Terrathoin firsts turns to Thrumgall as if Mir's question is one that should never be broached then turns to Mir, and in a rather stern matter of fact manner, "Lass,  good brew is more than drink, its a meal so don't go worrying about how much I've been drinking..." He stops for a pause, "Rather ask how many meals I've had today." He barks out loudly, laughing and smacking his open palm flat on the table.  It is apparant he thinks his remark is rather funny.


----------



## Nalfeshnee (Aug 19, 2006)

Tjallon nods as he pours more liquid. 'Yes, you watch out, dealing with factioneers. Nothing comes for nothing - if they been asking you to join 'em, they been doing so for reason.

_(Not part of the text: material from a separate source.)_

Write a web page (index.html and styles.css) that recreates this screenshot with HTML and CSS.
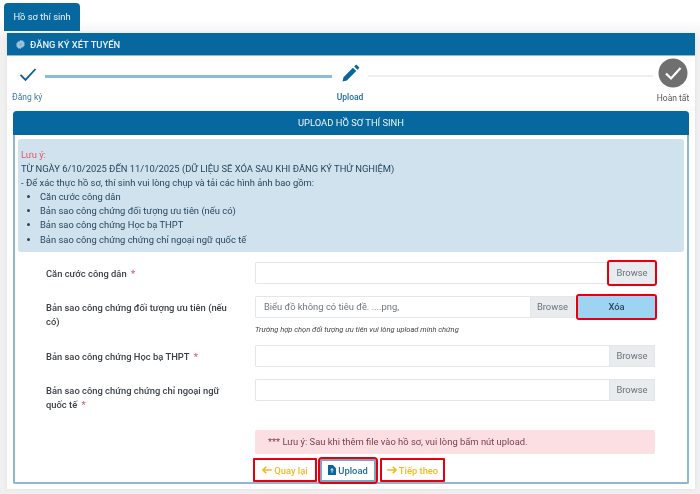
FILE: index.html
```html
<!DOCTYPE html>
<html lang="vi">
<head>
<meta charset="utf-8">
<title>Hồ sơ thí sinh</title>
<link rel="stylesheet" href="styles.css">
</head>
<body>
<div class="tabs"><div class="tab">Hồ sơ thí sinh</div></div>
<div class="page">
  <div class="title-bar">
    <svg class="gear" viewBox="0 0 12 12"><path d="M6 0l1.600 1 1.900-.2.600 1.800 1.600 1-.6 1.800.6 1.800-1.600 1-.6 1.800-1.900-.2L6 12l-1.600-1-1.900.2-.6-1.800-1.600-1 .6-1.800L.3 4.600l1.600-1 .6-1.800 1.900.2z" fill="#9fc3d8"/><circle cx="6" cy="6" r="1.800" fill="#7fb0cc"/></svg>
    <span>ĐĂNG KÝ XÉT TUYỂN</span>
  </div>
  <div class="stepper">
    <div class="step step-first">
      <svg class="step-icon" viewBox="0 0 24 24"><path d="M3 13l6 6L21 6" fill="none" stroke="#0a5f94" stroke-width="2.200"/></svg>
      <div class="step-label">Đăng ký</div>
    </div>
    <div class="line line-done"></div>
    <div class="step step-mid">
      <svg class="step-icon" viewBox="0 0 24 24"><path d="M3 21l1.200-5.200L15.500 4.500l4 4L8.200 19.800zM17 3l1.800-1.800a1 1 0 0 1 1.400 0l2.600 2.600a1 1 0 0 1 0 1.400L21 7z" fill="#0a659c"/></svg>
      <div class="step-label step-bold">Upload</div>
    </div>
    <div class="line"></div>
    <div class="step step-last">
      <svg class="step-circle" viewBox="0 0 30 30"><circle cx="15" cy="15" r="14.500" fill="#6f6f6f"/><path d="M8 15.500l5 5L22.500 10" fill="none" stroke="#fff" stroke-width="2.200"/></svg>
      <div class="step-label step-gray">Hoàn tất</div>
    </div>
  </div>
  <section class="card">
    <h2 class="card-head">UPLOAD HỒ SƠ THÍ SINH</h2>
    <div class="notice">
      <div class="notice-red">Lưu ý:</div>
      <div>TỪ NGÀY 6/10/2025 ĐẾN 11/10/2025 (DỮ LIỆU SẼ XÓA SAU KHI ĐĂNG KÝ THỬ NGHIỆM)</div>
      <div>- Để xác thực hồ sơ, thí sinh vui lòng chụp và tải các hình ảnh bao gồm:</div>
      <ul>
        <li>Căn cước công dân</li>
        <li>Bản sao công chứng đối tượng ưu tiên (nếu có)</li>
        <li>Bản sao công chứng Học bạ THPT</li>
        <li>Bản sao công chứng chứng chỉ ngoại ngữ quốc tế</li>
      </ul>
    </div>
    <div class="form">
      <div class="row">
        <div class="label">Căn cước công dân <span class="req">*</span></div>
        <div class="field">
          <div class="file">
            <div class="file-name"></div>
            <div class="browse marked">Browse</div>
          </div>
        </div>
      </div>
      <div class="row">
        <div class="label">Bản sao công chứng đối tượng ưu tiên (nếu có)</div>
        <div class="field">
          <div class="file">
            <div class="file-name filled">Biểu đồ không có tiêu đề. ....png,</div>
            <div class="browse browse-short">Browse</div>
            <div class="delete">Xóa</div>
          </div>
          <div class="hint">Trường hợp chọn đối tượng ưu tiên vui lòng upload minh chứng</div>
        </div>
      </div>
      <div class="row">
        <div class="label">Bản sao công chứng Học bạ THPT <span class="req">*</span></div>
        <div class="field">
          <div class="file">
            <div class="file-name"></div>
            <div class="browse">Browse</div>
          </div>
        </div>
      </div>
      <div class="row">
        <div class="label">Bản sao công chứng chứng chỉ ngoại ngữ quốc tế <span class="req">*</span></div>
        <div class="field">
          <div class="file">
            <div class="file-name"></div>
            <div class="browse">Browse</div>
          </div>
        </div>
      </div>
    </div>
    <div class="footer">
      <div class="alert">*** Lưu ý: Sau khi thêm file vào hồ sơ, vui lòng bấm nút upload.</div>
      <div class="actions">
        <button class="btn btn-warn">
          <svg class="btn-icon" viewBox="0 0 12 10"><path d="M5 1L1 5l4 4M1 5h11" fill="none" stroke="#f5b921" stroke-width="2"/></svg>Quay lại
        </button>
        <button class="btn btn-upload">
          <svg class="btn-icon-file" viewBox="0 0 9 11"><path d="M0 0h5.500L9 3.500V11H0z" fill="#0a659c"/><path d="M4.500 4v4.500M2.800 5.800l1.700-1.800 1.700 1.800" fill="none" stroke="#fff"/></svg>Upload
        </button>
        <button class="btn btn-warn btn-next">
          <svg class="btn-icon" viewBox="0 0 12 10"><path d="M7 1l4 4-4 4M11 5H0" fill="none" stroke="#f5b921" stroke-width="2"/></svg>Tiếp theo
        </button>
      </div>
    </div>
  </section>
</div>
</body>
</html>
```
FILE: styles.css
```css
* { box-sizing: border-box; }
html, body { margin: 0; padding: 0; }
body {
  width: 700px;
  height: 494px;
  overflow: hidden;
  background: linear-gradient(#ffffff 0, #ffffff 20px, #f0f0f0 40px);
  font-family: Roboto, "Liberation Sans", sans-serif;
  font-size: 9.400px;
  color: #333;
  filter: blur(0.3px);
}
.tabs { padding: 3px 0 0 4px; height: 33px; }
.tab {
  width: 76px;
  height: 28px;
  background: #06689f;
  border-radius: 4px 4px 0 0;
  color: #eef5f9;
  font-size: 9.400px;
  line-height: 28px;
  text-align: center;
}
.page {
  margin: 0 5px 0 7px;
  height: 456px;
  background: #fff;
  box-shadow: 0 0 4px rgba(0,0,0,.08);
}
.title-bar {
  height: 23px;
  background: #06689f;
  color: #e6f0f6;
  font-size: 9.400px;
  font-weight: 500;
  display: flex;
  align-items: center;
  gap: 5px;
  padding-left: 9px;
  border-bottom: 1px solid #8cbad5;
}
.gear { width: 9px; height: 9px; }
.stepper {
  display: flex;
  align-items: flex-start;
  height: 55px;
  padding: 2px 4px 0 5px;
  background: linear-gradient(#fff 48px, #f8f8f8);
}
.step {
  display: flex;
  flex-direction: column;
  align-items: center;
  flex: none;
  height: 50px;
}
.step-first { width: 33px; align-items: flex-start; }
.step-first .step-icon { margin-left: 6px; }
.step-mid { width: 36px; }
.step-last { width: 36px; margin-left: 2px; }
.step-icon { width: 20px; height: 20px; margin-top: 6px; flex: none; }
.step-circle { width: 30px; height: 30px; flex: none; }
.step-label {
  font-size: 8.500px;
  color: #3f7ba1;
  margin-top: 8px;
  line-height: 11px;
  white-space: nowrap;
}
.step-circle + .step-label { margin-top: 5px; color: #555; }
.step-bold { font-weight: 500; color: #1d6c9f; }
.line {
  flex: 1;
  height: 2px;
  margin-top: 17px;
  background: #eeeeee;
}
.line-done { background: #8cbcd9; height: 3px; flex: none; width: 287px; }
.card {
  margin: 0 6px;
  height: 373px;
  background: #fff;
  border: 2px solid #8fb8d0;
  border-top: 0;
  border-radius: 4px 4px 2px 2px;
  display: flex;
  flex-direction: column;
}
.card-head {
  margin: 0 -2px;
  height: 24px;
  background: #06689f;
  color: #eef5f9;
  font-size: 9.400px;
  font-weight: 400;
  line-height: 24px;
  text-align: center;
  border-radius: 4px 4px 0 0;
}
.notice {
  margin: 4px 3px 0;
  height: 114px;
  padding: 9px 3px 0;
  background: #cfe2ee;
  border-radius: 3px;
  color: #27465d;
  font-size: 9.400px;
  line-height: 14.100px;
}
.notice-red { color: #e0566a; }
.notice ul { margin: 0; padding: 0 0 0 19px; }
.form {
  display: flex;
  flex-direction: column;
  padding: 10px 32px 0 31px;
}
.row {
  display: grid;
  grid-template-columns: 209px 400px;
  margin-bottom: 12px;
}
.label {
  font-size: 9.400px;
  font-weight: 500;
  line-height: 14px;
  padding: 5px 24px 0 0;
  color: #3a3f44;
}
.req { color: #e0566a; margin-left: 2px; }
.file {
  display: flex;
  height: 22px;
  border-radius: 2px;
}
.file-name {
  flex: 1;
  background: #fff;
  border: 1px solid #e4e7ea;
  border-right: 0;
  border-radius: 2px 0 0 2px;
  font-size: 9.400px;
  line-height: 20px;
  padding-left: 8px;
}
.filled { color: #6f767c; }
.browse {
  width: 46px;
  background: #e9ecef;
  border: 1px solid #e4e7ea;
  color: #6a7177;
  font-size: 9.400px;
  line-height: 20px;
  text-align: center;
}
.browse-short { width: 45px; }
.marked { outline: 2px solid #e6000f; border-radius: 1px; }
.delete {
  width: 77px;
  margin-left: 3px;
  background: #9fd3f2;
  outline: 2px solid #e6000f;
  color: #2a4a5e;
  font-size: 9.400px;
  font-weight: 500;
  line-height: 22px;
  text-align: center;
  border-radius: 1px;
}
.hint {
  margin-top: 7px;
  margin-bottom: -2px;
  font-size: 7.500px;
  font-style: italic;
  line-height: 10px;
  color: #444;
}
.footer {
  margin-top: 6px;
  margin-left: 240px;
  width: 400px;
}
.alert {
  height: 24px;
  background: #fcdfe3;
  border-radius: 2px;
  color: #7a3f48;
  font-size: 9.400px;
  line-height: 24px;
  padding-left: 13px;
}
.actions {
  display: flex;
  align-items: center;
  gap: 3px;
  margin: 4px 0 0 -2px;
}
.btn {
  height: 24px;
  padding: 0;
  background: #fff;
  font-family: inherit;
  font-size: 9.400px;
  font-weight: 500;
  display: flex;
  align-items: center;
  justify-content: center;
  gap: 2px;
  cursor: pointer;
}
.btn-warn {
  width: 64px;
  color: #f5b921;
  border: 2px solid #e6000f;
  border-radius: 1px;
}
.btn-next { width: 65px; margin-left: 1px; }
.btn-upload {
  width: 56px;
  height: 23px;
  color: #1d6c9f;
  border: 2px solid #7aa6c2;
  border-radius: 2px;
  outline: 2px solid #e6000f;
}
.btn-icon { width: 10px; height: 8px; }
.btn-icon-file { width: 8px; height: 10px; }
```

Not that there's anything bad there, but best watch out Terathoin.'


----------



## Gli'jar (Aug 19, 2006)

Nodding, a Tjallon's comment, "Tjallon, I'll grant you I've been getting a one sided view, but whats your opinion of the factions."


----------



## Dichotomy (Aug 19, 2006)

Idim laughs heartily along with Terrathoin, as the dwarf's merry mood has brightened her spirits.  "Terrathoin Soulforge," (her companions have already learned that the Shaaryan girl always addresses people using their whole names) "you remind me much of a dwarven blacksmith I once met.  It makes me glad that some things in this place still seem familiar."

Idim raises her much smaller tankard of ale.  With a nod to both dwarves, she bids them 'good meal' in a foreign but still clear dwarven.


----------



## Nalfeshnee (Aug 19, 2006)

'No matter where you are, life's always about hearth and hoe. the scenery may be a bit different, but it's alwasy the same lann,' he smiles before turning back to the dwarf.

'Depends on the faction, I s'pose. I don't twig much to the Anarchists or the xaositscts. One's too busy trying to get into everyone's boots, cause as much discomfort as possible, the other's just all over the place, and don't make sense up in the brianbox... but don't tell them i said that.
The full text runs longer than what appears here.